1 However, a court undertaking a Rule 4 review is not required to comb through a petitioner’s exhibits or other documents—such as memoranda, affidavits, or the petitioner’s state court briefing—to determine whether a petitioner may proceed past initial screening. Nor is a respondent required to consider or address such documents when responding to the petition. This is because, under Habeas Rule 2(c), the petition must “specify all the grounds for relief available to petitioner” and “state the facts supporting each ground.” That is, a habeas petitioner must include—in the petition itself—“all of the information necessary to adjudicate that Petition.” Sivak v. Christensen, No. 1:16-CV-00189-BLW, 2018 WL 4643043, at *2 n.3 (D. Idaho Sept. 27, 2018) (unpublished). Therefore, the Court has considered only the Petition itself (Dkt. 4) in its Rule 4 review, not Petitioner’s numerous affidavits and letters. See Dkt. 14 through 18. 2 If the Court’s construction of any claim is incorrect, Petitioner must inform the Court and Respondent of all corrections within 28 days after entry of this Order. For ease of reference, the Court uses alphanumeric identifiers for Petitioner’s sub-claims. In Claim 3(a), Petitioner alleges that he has had “false cases” added to “old cases.” Id. at 8. It appears Petitioner is alleging that the prosecutor pursued additional charges of petty theft and then threatened Petitioner with a warrant on those charges unless

Petitioner paid a sum of money. This sub-claim might be challenging a restitution order, but that is not entirely clear. Claim 3(b) alleges that Petitioner “had [his] rape lied about” and that officials did not ensure that a rape kit was performed. Id. Claim 4(a) appears to assert tort claims based on actions (or inaction) of the Ada

County Clerk of Court. Petitioner alleges that he sent two filing fees to the Ada County Court but that he received no response. Id. at 9. In Claim 4(b), Petitioner appears to allege that prison officials conducted an inadequate investigation into his rape. Id. at 10. This sub-claim appears related to Claim 3(b).

Petitioner may proceed on the Petition to the extent that the claims (1) are cognizable—meaning they actually can be heard—in a federal habeas corpus action, (2) were timely filed in this Court, and (3) were either properly exhausted in state court or are subject to a legal excuse for any failure to exhaust in a proper manner. At this time, the Court expresses no opinion as to whether any of these issues applies to any of

Petitioner’s claims. It is necessary for the Court to review portions of the state court record to resolve preliminary procedural issues, and it would also be helpful to receive briefing from Respondent.
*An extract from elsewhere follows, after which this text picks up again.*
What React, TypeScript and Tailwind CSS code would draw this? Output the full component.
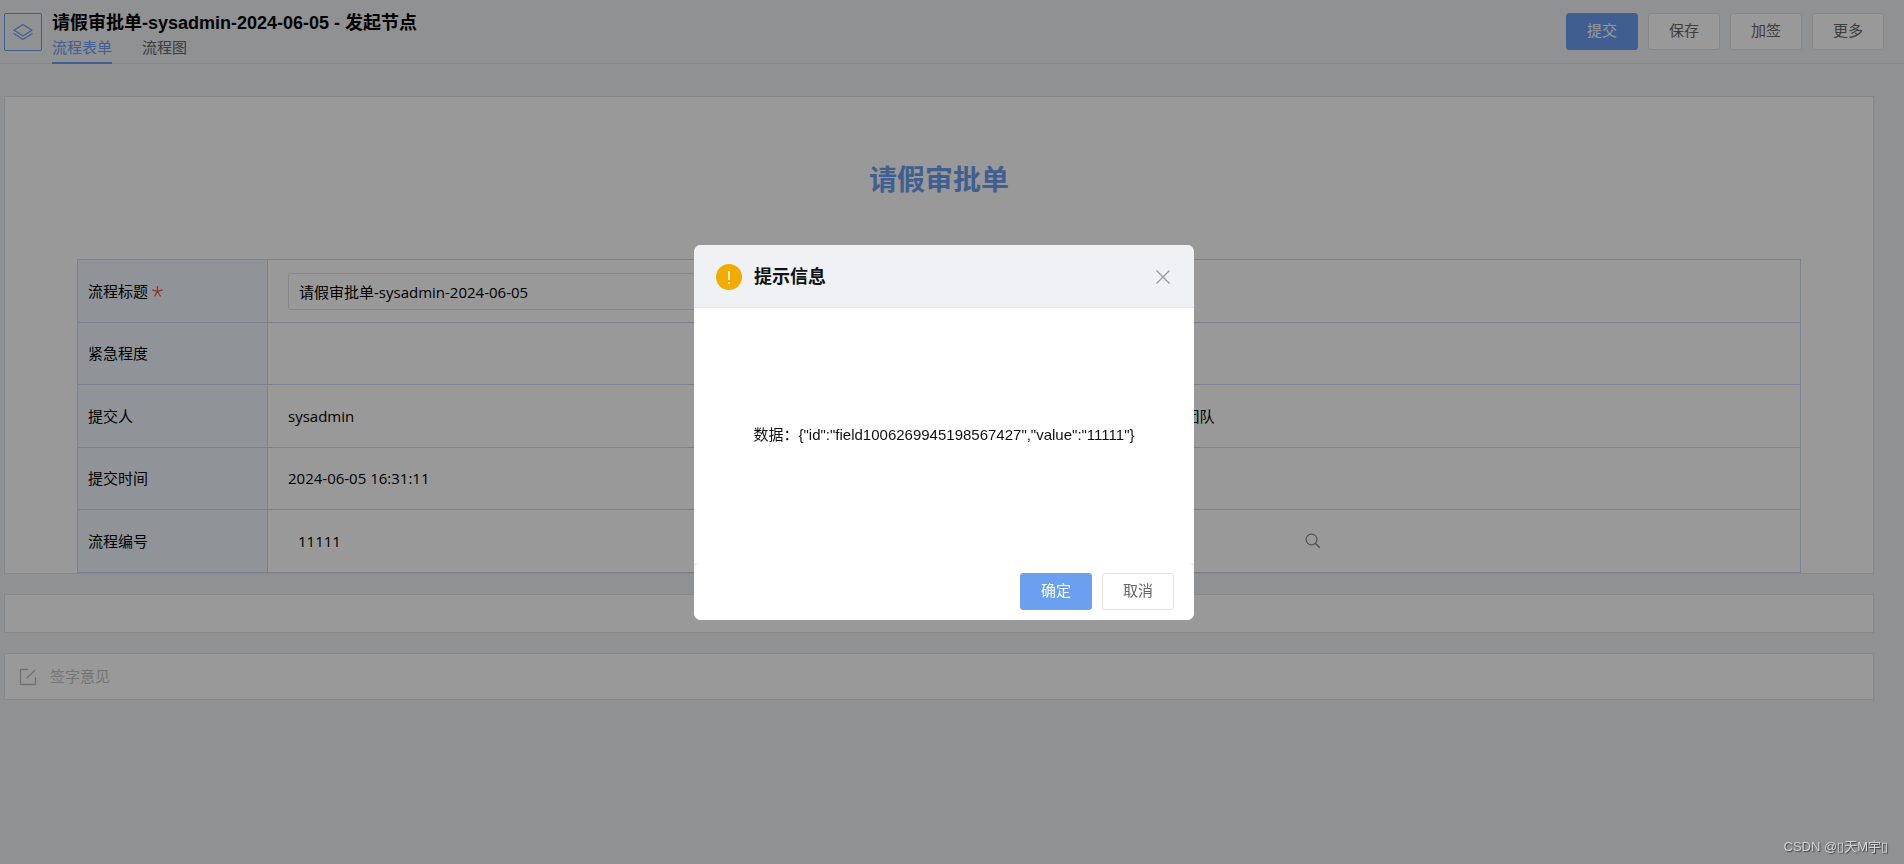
import type { ReactNode } from "react";

type Row = {
  label: string;
  required?: boolean;
  content: ReactNode;
};

const SANS = "font-['Liberation_Sans','Noto_Sans_CJK_SC',sans-serif]";
const FORM = "font-['Open_Sans','Noto_Sans_CJK_SC',sans-serif]";

function LayersIcon() {
  return (
    <svg width="20" height="18" viewBox="0 0 20 18" fill="none" stroke="currentColor" strokeWidth="1.3">
      <path d="M10 1.5 19 7.2 10 13 1 7.2Z" strokeLinejoin="round" />
      <path d="M1 10.7 10 16.5 19 10.7" strokeLinecap="round" strokeLinejoin="round" />
    </svg>
  );
}

function SearchIcon() {
  return (
    <svg width="16" height="16" viewBox="0 0 16 16" fill="none" stroke="currentColor" strokeWidth="1.2">
      <circle cx="6.5" cy="6.5" r="5.4" />
      <path d="M10.3 10.3 14.8 14.8" strokeWidth="1.5" />
    </svg>
  );
}

function SignIcon() {
  return (
    <svg width="18" height="18" viewBox="0 0 18 18" fill="none" stroke="currentColor" strokeWidth="1.3">
      <path d="M9 1.5H2.2Q1.5 1.5 1.5 2.2V15.8Q1.5 16.5 2.2 16.5H15.8Q16.5 16.5 16.5 15.8V9" />
      <path d="M7.5 10.5 16 2" />
    </svg>
  );
}

function RequiredMark() {
  return (
    <svg className="text-[#ee5a42]" width="11" height="11" viewBox="0 0 10 10" fill="none" stroke="currentColor" strokeWidth="1.2">
      <path d="M5 0V5M0.3 3.6 5 5 9.7 3.6M2.2 9.4 5 5 7.8 9.4" />
    </svg>
  );
}

function Button({ children, primary = false }: { children: ReactNode; primary?: boolean }) {
  return (
    <button
      type="button"
      className={
        primary
          ? "h-[37px] w-18 rounded-[3px] border border-[#6b9ff0] bg-[#6b9ff0] text-[15px] text-white"
          : "h-[37px] w-18 rounded-[3px] border border-[#e2e2e2] bg-white text-[15px] text-[#666]"
      }
    >
      {children}
    </button>
  );
}

const rows: Row[] = [
  {
    label: "流程标题",
    required: true,
    content: (
      <td colSpan={3} className="border border-[#ced8ef] px-5">
        <input
          id="title"
          defaultValue="请假审批单-sysadmin-2024-06-05"
          className="block h-[37px] w-[600px] rounded-[3px] border border-[#e2e2e2] px-[10px] text-black"
        />
      </td>
    ),
  },
  {
    label: "紧急程度",
    content: <td colSpan={3} className="border border-[#ced8ef]" />,
  },
  {
    label: "提交人",
    content: (
      <>
        <td className="border border-[#ced8ef] px-5">sysadmin</td>
        <td className="border border-[#ced8ef] bg-[#f0f7ff]" />
        <td className="border border-[#ced8ef] pl-[55px]">团队</td>
      </>
    ),
  },
  {
    label: "提交时间",
    content: <td colSpan={3} className="border border-[#ced8ef] px-5">2024-06-05 16:31:11</td>,
  },
  {
    label: "流程编号",
    content: (
      <td colSpan={3} className="border border-[#ced8ef] px-5">
        <div className="flex items-center">
          <input
            aria-label="流程编号"
            defaultValue="11111"
            className="h-[37px] w-[1017px] px-[10px] text-black"
          />
          <button type="button" aria-label="搜索" className="text-[#8a8a8a]">
            <SearchIcon />
          </button>
        </div>
      </td>
    ),
  },
];

function Header() {
  return (
    <header className="flex h-16 items-start border-b border-[#e2e3e5] pr-5 pl-1">
      <div className="mt-[13px] flex size-[38px] items-center justify-center rounded-[2px] border border-[#6b9ff0] text-[#6b9ff0]">
        <LayersIcon />
      </div>
      <div className="ml-[10px] flex-1 pt-[11px]">
        <h1 className="text-[18px] leading-6 font-bold text-black">
          请假审批单-sysadmin-2024-06-05 - 发起节点
        </h1>
        <nav className="flex gap-[30px] text-[15px] leading-[25px]">
          <a href="#form" className="border-b-2 border-[#6b9ff0] pb-0.5 text-[#6b9ff0]">流程表单</a>
          <a href="#chart" className="text-[#666]">流程图</a>
        </nav>
      </div>
      <div className="flex gap-[10px] pt-[13px]">
        <Button primary>提交</Button>
        <Button>保存</Button>
        <Button>加签</Button>
        <Button>更多</Button>
      </div>
    </header>
  );
}

function FormTable() {
  return (
    <table className={`w-full table-fixed border-collapse text-[15px] text-black ${FORM}`}>
      <colgroup>
        <col className="w-[190px]" />
        <col />
        <col className="w-[190px]" />
        <col />
      </colgroup>
      <tbody>
        {rows.map((row) => (
          <tr key={row.label} className="h-[63px] even:h-[62px]">
            <th scope="row" className="border border-[#ced8ef] bg-[#f0f7ff] px-[10px] text-left font-normal">
              <span className="flex items-center gap-1">
                {row.required ? <label htmlFor="title">{row.label}</label> : row.label}
                {row.required && <RequiredMark />}
              </span>
            </th>
            {row.content}
          </tr>
        ))}
      </tbody>
    </table>
  );
}

function MessageDialog() {
  return (
    <div className="fixed inset-0 flex items-center justify-center bg-black/40 pt-px pr-4">
      <div
        role="dialog"
        aria-labelledby="dialog-title"
        className="flex h-[375px] w-[500px] flex-col overflow-hidden rounded-[7px] bg-[#f0f0f0]"
      >
        <div className="flex h-[63px] items-center border-b border-[#e5e5e5] bg-[#f0f1f5] pt-0.5 pr-6 pl-[22px]">
          <svg width="26" height="26" viewBox="0 0 26 26">
            <circle cx="13" cy="13" r="13" fill="#f2ab00" />
            <path d="M12.2 7h1.6v9h-1.6zM12.2 18h1.6v2h-1.6z" fill="#fff" />
          </svg>
          <h2 id="dialog-title" className="ml-3 flex-1 text-[18px] font-bold text-[#111]">提示信息</h2>
          <button type="button" aria-label="关闭" className="text-[#999]">
            <svg width="14" height="14" viewBox="0 0 14 14" fill="none" stroke="currentColor" strokeWidth="1.3">
              <path d="M0.5 0.5 13.5 13.5M13.5 0.5 0.5 13.5" />
            </svg>
          </button>
        </div>
        <div className="flex flex-1 items-center justify-center bg-white text-[15px] text-[#111]">
          {'数据：{"id":"field1006269945198567427","value":"11111"}'}
        </div>
        <div className="flex h-[57px] justify-end gap-[10px] rounded-t-[7px] bg-white pt-[10px] pr-5">
          <Button primary>确定</Button>
          <Button>取消</Button>
        </div>
      </div>
    </div>
  );
}

export default function App() {
  return (
    <div className={`min-h-screen bg-[#f0f2f4] ${SANS}`}>
      <Header />
      <main className="mt-8 flex flex-col gap-5 pr-[30px] pl-1">
        <section className="border border-[#e2e3e5] bg-white px-[72px]">
          <h2 className="pt-16 text-center text-[28px] leading-10 font-bold text-[#6b9ff0]">请假审批单</h2>
          <div className="mt-[58px]">
            <FormTable />
          </div>
        </section>
        <section className="h-[39px] border border-[#e2e3e5] bg-white" />
        <section className="flex h-[47px] items-center gap-[13px] border border-[#e2e3e5] bg-white px-[14px] text-[#bbb]">
          <SignIcon />
          <input
            aria-label="签字意见"
            placeholder="签字意见"
            className="flex-1 pt-0.5 text-[15px] placeholder:text-[#c4c4c4]"
          />
        </section>
      </main>
      <MessageDialog />
      <div className="fixed right-4 bottom-[7px] text-[13px] leading-5 text-[#d4d4d4] [text-shadow:1px_1px_1px_#444]">
        CSDN @▯天M宇▯
      </div>
    </div>
  );
}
Therefore, the Court will order the Clerk to serve a copy of the Petition on counsel for Respondent, who may respond either by answer or pre-answer motion and who will provide relevant portions of the state court record to this Court. 3. Potentially Applicable Standards of Law

Because Petitioner does not have a lawyer and because the Court finds that focused briefing from the parties would be beneficial in this case, the Court provides the following standards of law that might, or might not, be applicable to Petitioner’s case. A. Potentially Non-Cognizable Claims The Court will not dismiss any claims at this early stage of the proceedings, but it notes that some of Petitioner’s claims may be subject to dismissal at a later date as non-

cognizable in this habeas corpus case. As stated earlier, federal habeas corpus relief is available if the petitioner “is in custody in violation of the Constitution or laws or treaties of the United States.” 28 U.S.C. § 2254(a) (emphasis added). That is, only federal claims may be raised in habeas corpus. “[F]ederal habeas corpus relief does not lie for errors of state law.” Lewis v.
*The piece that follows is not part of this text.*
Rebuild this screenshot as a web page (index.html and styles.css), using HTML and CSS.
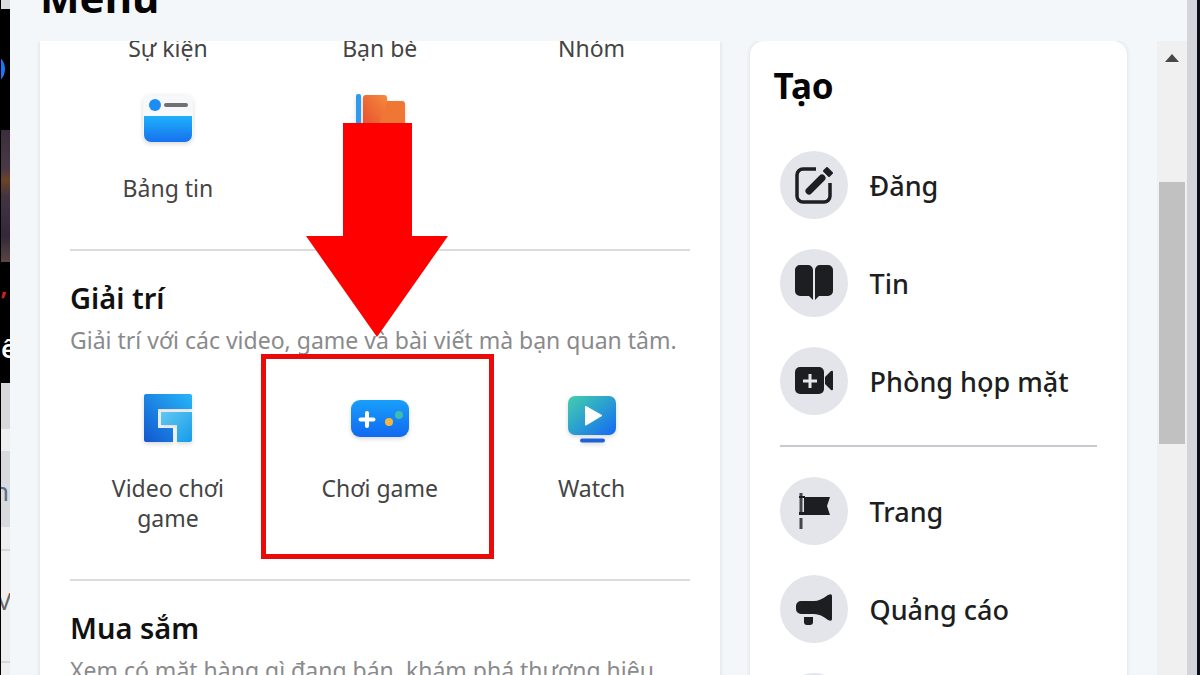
FILE: index.html
```html
<!DOCTYPE html>
<html lang="vi">
<head>
    <meta charset="UTF-8">
    <meta name="viewport" content="width=device-width, initial-scale=1.0">
    <title>Menu</title>
    <link rel="stylesheet" href="styles.css">
</head>
<body>
    <!-- Page behind the menu -->
    <div class="behind">
        <div class="strip strip-top"></div>
        <div class="strip strip-cover"><span class="dot"></span></div>
        <div class="strip strip-photo"></div>
        <div class="strip strip-caption"><span class="mark">’</span><span>ể</span></div>
        <div class="strip strip-grey"></div>
        <div class="strip strip-light"></div>
        <div class="strip strip-blue">n</div>
        <div class="strip strip-light"></div>
        <div class="strip strip-row">V</div>
        <div class="strip strip-row"></div>
    </div>

    <main class="panel">
        <header class="panel-header">
            <h1>Menu</h1>
        </header>
        <div class="panel-body">
            <div class="cards">
                <section class="card apps">
                    <div class="grid grid-first">
                        <a class="tile" href="#">Sự kiện</a>
                        <a class="tile" href="#">Bạn bè</a>
                        <a class="tile" href="#">Nhóm</a>
                        <a class="tile" href="#">
                            <svg class="icon" viewBox="0 0 60 50">
                                <defs>
                                    <linearGradient id="feed" x1="0" y1="0" x2="0" y2="1"><stop offset="0" stop-color="#1fb0fa"/><stop offset="1" stop-color="#1672ee"/></linearGradient>
                                </defs>
                                <rect x="5" y="1" width="50" height="48" rx="8" fill="#f7f8f9"/>
                                <path d="M6 23h48v19a7 7 0 0 1-7 7H13a7 7 0 0 1-7-7z" fill="url(#feed)"/>
                                <circle cx="17" cy="12" r="6" fill="#1c8df3"/>
                                <path d="M28 12h20" stroke="#717171" stroke-width="4" stroke-linecap="round"/>
                            </svg>
                            <span>Bảng tin</span>
                        </a>
                        <a class="tile" href="#" aria-label="Trang">
                            <svg class="icon" viewBox="0 0 60 50">
                                <defs>
                                    <linearGradient id="flag" x1="1" y1="0" x2="0" y2="1"><stop offset="0" stop-color="#f58a3c"/><stop offset="1" stop-color="#e8502f"/></linearGradient>
                                </defs>
                                <rect x="6" y="1" width="5" height="48" rx="2" fill="#2f9bf0"/>
                                <path d="M34 8h18a3 3 0 0 1 3 3v27H28z" fill="#f07633"/>
                                <path d="M13 5a3 3 0 0 1 3-3h18a3 3 0 0 1 3 3v4L29 32H13z" fill="url(#flag)"/>
                            </svg>
                        </a>
                    </div>

                    <div class="group">
                        <h2>Giải trí</h2>
                        <p>Giải trí với các video, game và bài viết mà bạn quan tâm.</p>
                    </div>
                    <div class="grid">
                        <a class="tile" href="#">
                            <svg class="icon" viewBox="0 0 60 50">
                                <defs>
                                    <linearGradient id="gv" x1="1" y1="0" x2="0" y2="1"><stop offset="0" stop-color="#27b6f8"/><stop offset="1" stop-color="#1256d0"/></linearGradient>
                                    <linearGradient id="gv2" x1="0" y1="0" x2="1" y2="1"><stop offset="0" stop-color="#62c8f2"/><stop offset="1" stop-color="#159be8"/></linearGradient>
                                </defs>
                                <path d="M8 1h44a2 2 0 0 1 2 2v13H20v19h15v14H8a2 2 0 0 1-2-2V3a2 2 0 0 1 2-2z" fill="url(#gv)"/>
                                <path d="M23 19h31v28a2 2 0 0 1-2 2H39V32H23z" fill="url(#gv2)"/>
                            </svg>
                            <span>Video chơi game</span>
                        </a>
                        <a class="tile tile-marked" href="#">
                            <svg class="icon" viewBox="0 0 60 50">
                                <defs>
                                    <linearGradient id="pad" x1="0" y1="0" x2="0" y2="1"><stop offset="0" stop-color="#18a0fa"/><stop offset="1" stop-color="#1168f1"/></linearGradient>
                                </defs>
                                <rect x="1" y="7" width="58" height="37" rx="9" fill="url(#pad)"/>
                                <path d="M17 20v13M10.500 26.500h13" stroke="#fff" stroke-width="4" stroke-linecap="round"/>
                                <circle cx="39" cy="29" r="4" fill="#f5b83d"/>
                                <circle cx="49" cy="22" r="4" fill="#40bcae"/>
                            </svg>
                            <span>Chơi game</span>
                            <svg class="arrow" viewBox="0 0 142 214" aria-hidden="true">
                                <path d="M37 0h69v113h36L71 214 0 113h37z" fill="#f00"/>
                            </svg>
                        </a>
                        <a class="tile" href="#">
                            <svg class="icon" viewBox="0 0 60 50">
                                <defs>
                                    <linearGradient id="tv" x1="0" y1="0" x2="1" y2="1"><stop offset="0" stop-color="#44cfae"/><stop offset=".5" stop-color="#2a9fd0"/><stop offset="1" stop-color="#1467f5"/></linearGradient>
                                </defs>
                                <rect x="6" y="3" width="48" height="39" rx="7" fill="url(#tv)"/>
                                <path d="M24 14l15 8.500-15 9z" fill="#fff" stroke="#fff" stroke-width="2" stroke-linejoin="round"/>
                                <path d="M20 47.500h21" stroke="#1a63db" stroke-width="4" stroke-linecap="round"/>
                            </svg>
                            <span>Watch</span>
                        </a>
                    </div>

                    <div class="group">
                        <h2>Mua sắm</h2>
                        <p>Xem có mặt hàng gì đang bán, khám phá thương hiệu</p>
                    </div>
                </section>

                <section class="card create">
                    <h2>Tạo</h2>
                    <ul>
                        <li><a href="#">
                            <span class="circle"><svg viewBox="0 0 40 40">
                                <path d="M22 4H9a6 6 0 0 0-6 6v21a6 6 0 0 0 6 6h21a6 6 0 0 0 6-6V18" fill="none" stroke="#1c1e21" stroke-width="3.500"/>
                                <path d="M15 26L28 13" stroke="#1c1e21" stroke-width="7" stroke-linecap="round"/>
                                <path d="M33 3l5 5-3 3-5-5z" fill="#1c1e21" stroke="#1c1e21" stroke-width="2" stroke-linejoin="round"/>
                            </svg></span>
                            Đăng
                        </a></li>
                        <li><a href="#">
                            <span class="circle"><svg viewBox="0 0 40 40">
                                <path d="M6 2h8a5 5 0 0 1 5 5v30l-4-4H6a5 5 0 0 1-5-5V7a5 5 0 0 1 5-5zM34 2h-8a5 5 0 0 0-5 5v30l4-4h9a5 5 0 0 0 5-5V7a5 5 0 0 0-5-5z" fill="#1c1e21"/>
                            </svg></span>
                            Tin
                        </a></li>
                        <li><a href="#">
                            <span class="circle"><svg viewBox="0 0 40 40">
                                <rect x="1" y="6" width="29" height="27" rx="5" fill="#1c1e21"/>
                                <path d="M31 16l6-6q2-1 2 1v17q0 2-2 1l-6-6z" fill="#1c1e21"/>
                                <path d="M16 13v14M9 20h14" stroke="#e4e6eb" stroke-width="3"/>
                            </svg></span>
                            Phòng họp mặt
                        </a></li>
                    </ul>
                    <hr>
                    <ul>
                        <li><a href="#">
                            <span class="circle"><svg viewBox="0 0 40 40">
                                <path d="M7 2v36" stroke="#44464a" stroke-width="3" stroke-dasharray="3 2 16 4 11"/>
                                <path d="M10 6h26l-3 9 3 9H5v-3h5z" fill="#1c1e21"/>
                                <path d="M5 6h6" stroke="#1c1e21" stroke-width="2"/>
                            </svg></span>
                            Trang
                        </a></li>
                        <li><a href="#">
                            <span class="circle"><svg viewBox="0 0 40 40">
                                <path d="M7 12h13q6 0 14-6 4-2 4 1v23q0 3-4 1-7-6-14-6H7a5 5 0 0 1-5-5v-3a5 5 0 0 1 5-5z" fill="#1c1e21"/>
                                <path d="M10 28h9v5a3 3 0 0 1-3 3h-3a3 3 0 0 1-3-3z" fill="#1c1e21"/>
                            </svg></span>
                            Quảng cáo
                        </a></li>
                        <li><a href="#" aria-label="Nhóm"><span class="circle"></span></a></li>
                    </ul>
                </section>
            </div>
            <div class="scrollbar">
                <span class="scroll-up"></span>
                <span class="thumb"></span>
            </div>
        </div>
    </main>
    <div class="edge"></div>
</body>
</html>
```

FILE: styles.css
```css
* {
    box-sizing: border-box;
}
body {
    font-family: "Noto Sans", "Open Sans", sans-serif;
    background: #f4f7fa;
    color: #1c1e21;
    display: flex;
    height: 100vh;
    margin: 0;
    overflow: hidden;
}
a {
    color: inherit;
    text-decoration: none;
}
h1, h2, p, ul {
    margin: 0;
    padding: 0;
}

/* page behind */
.behind {
    flex: 0 0 10px;
    display: flex;
    flex-direction: column;
    border-left: 1px solid #000;
    overflow: hidden;
}
.strip {
    flex: none;
    overflow: hidden;
    background: #efefef;
}
.strip-top {
    height: 9px;
    background: #dcdcdc;
}
.strip-cover {
    height: 121px;
    padding-top: 44px;
    background: #000;
}
.dot {
    display: block;
    width: 32px;
    height: 32px;
    margin-left: -28px;
    border-radius: 50%;
    background: #1877f2;
}
.strip-photo {
    height: 132px;
    background: linear-gradient(#3b2d3c, #4a3a45 30%, #6b4425 38%, #433443 50%, #33283a 80%, #5b4544);
}
.strip-caption {
    display: flex;
    flex-direction: column;
    height: 121px;
    padding-top: 20px;
    background: #000;
    color: #fff;
    font-size: 26px;
    font-weight: 600;
    line-height: 36px;
}
.mark {
    height: 48px;
    color: #c22;
}
.strip-grey {
    height: 46px;
    background: #d8d8da;
}
.strip-light {
    height: 22px;
}
.strip-blue {
    height: 76px;
    background: #d8dade;
    color: #5b6f86;
    font-size: 26px;
    line-height: 80px;
    text-indent: -8px;
}
.strip-row {
    height: 112px;
    border-top: 2px solid #d6d6d6;
    color: #666;
    font-size: 24px;
    line-height: 100px;
    text-indent: -4px;
}

/* menu */
.panel {
    flex: 1;
    min-width: 0;
    display: flex;
    flex-direction: column;
}
.panel-header {
    display: flex;
    align-items: flex-end;
    height: 41px;
    padding: 0 30px 16px;
}
h1 {
    color: #050505;
    font-size: 42px;
    line-height: 56px;
}
.panel-body {
    flex: 1;
    min-height: 0;
    display: flex;
}
.cards {
    flex: 1;
    display: grid;
    grid-template-columns: 9fr 5fr;
    gap: 30px;
    padding: 0 30px;
    overflow: hidden;
}
.card {
    min-width: 0;
    background: #fff;
    box-shadow: 0 0 4px rgba(0, 0, 0, 0.12);
}
.apps {
    padding: 0 22px;
}
.grid {
    display: grid;
    grid-template-columns: repeat(3, 1fr);
    row-gap: 30px;
    padding: 38px 0 46px;
}
.grid-first {
    margin-top: -8px;
    padding-top: 0;
}
.tile {
    display: flex;
    flex-direction: column;
    align-items: center;
    gap: 30px;
    padding: 0 40px;
    color: #444;
    font-size: 23px;
    line-height: 30px;
    text-align: center;
}
.icon {
    width: 60px;
    height: 50px;
    filter: drop-shadow(0 2px 2px rgba(0, 0, 0, 0.15));
}
.group {
    margin: 0 8px;
    padding-top: 28px;
    border-top: 2px solid #dcdcdc;
}
.group h2 {
    margin-bottom: 8px;
    color: #111;
    font-size: 29px;
    font-weight: 600;
    line-height: 38px;
}
.group p {
    color: #8a8a8c;
    font-size: 23px;
    line-height: 30px;
    white-space: nowrap;
}

/* highlight on the chosen tile */
.tile-marked {
    position: relative;
}
.tile-marked::after {
    content: "";
    position: absolute;
    inset: -39px -8px -26px -13px;
    border: 5px solid #ea0a0a;
}
.arrow {
    position: absolute;
    top: -270px;
    left: 32px;
    width: 142px;
    height: 214px;
}

.create {
    padding: 23px 24px 0;
    border-radius: 14px 14px 0 0;
}
.create h2 {
    margin-bottom: 43px;
    color: #050505;
    font-size: 35px;
    line-height: 44px;
}
.create ul {
    display: flex;
    flex-direction: column;
    gap: 30px;
    padding: 0 6px;
    list-style: none;
}
.create li a {
    display: flex;
    align-items: center;
    gap: 22px;
    font-size: 27px;
    font-weight: 500;
}
.create hr {
    margin: 30px 6px;
    border: 0;
    border-top: 2px solid #c8cacf;
}
.circle {
    display: flex;
    align-items: center;
    justify-content: center;
    width: 68px;
    height: 68px;
    border-radius: 50%;
    background: #e4e5eb;
}
.circle svg {
    width: 40px;
    height: 40px;
}

/* scrollbar */
.scrollbar {
    flex: 0 0 30px;
    display: flex;
    flex-direction: column;
    align-items: center;
    padding-top: 13px;
    background: #f0f0f0;
}
.scroll-up {
    border: 7px solid transparent;
    border-top: 0;
    border-bottom: 8px solid #484848;
}
.thumb {
    width: 26px;
    height: 262px;
    margin-top: 120px;
    background: #c1c1c1;
}
.edge {
    flex: 0 0 13px;
    background: #d3d5da;
    border-right: 3px solid #0b0d18;
}
```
Jeffers, 497 U.S. 764, 780 (1990). Petitioner does not expressly cite a federal basis for his habeas claims. Claim 1(b) can be construed as asserting that Petitioner’s guilty plea was not knowing, intelligent, and voluntary in violation of the Due Process Clause, and Claim 3(a) can perhaps be construed as asserting prosecutorial misconduct. However, Claims 1(a), 2, and 4(a) do

not appear to rely on any provision of the federal Constitution or other federal law or treaty. Rather, these claims appear to rely on Idaho state law governing mistrials, admission of evidence, and torts. Thus, unless Petitioner amends his petition to assert a federal basis for these claims, they may be dismissed at a later date as noncognizable.3 Additionally, Claims 3(b) and 4(b) appear to be federal civil rights claims, which

generally are not cognizable in federal habeas proceedings. “[T]he essence of habeas corpus is an attack by a person in custody upon the legality of that custody,” and “the traditional function of the writ is to secure release from illegal custody.” Preiser v. Rodriguez, 411 U.S. 475, 484 (1973); see also Badea v. Cox, 931 F.2d 573, 574 (9th Cir. 1991) (“Habeas corpus proceedings are the proper mechanism for a prisoner to challenge

the ‘legality or duration’ of confinement.”) (quoting Preiser, 411 U.S.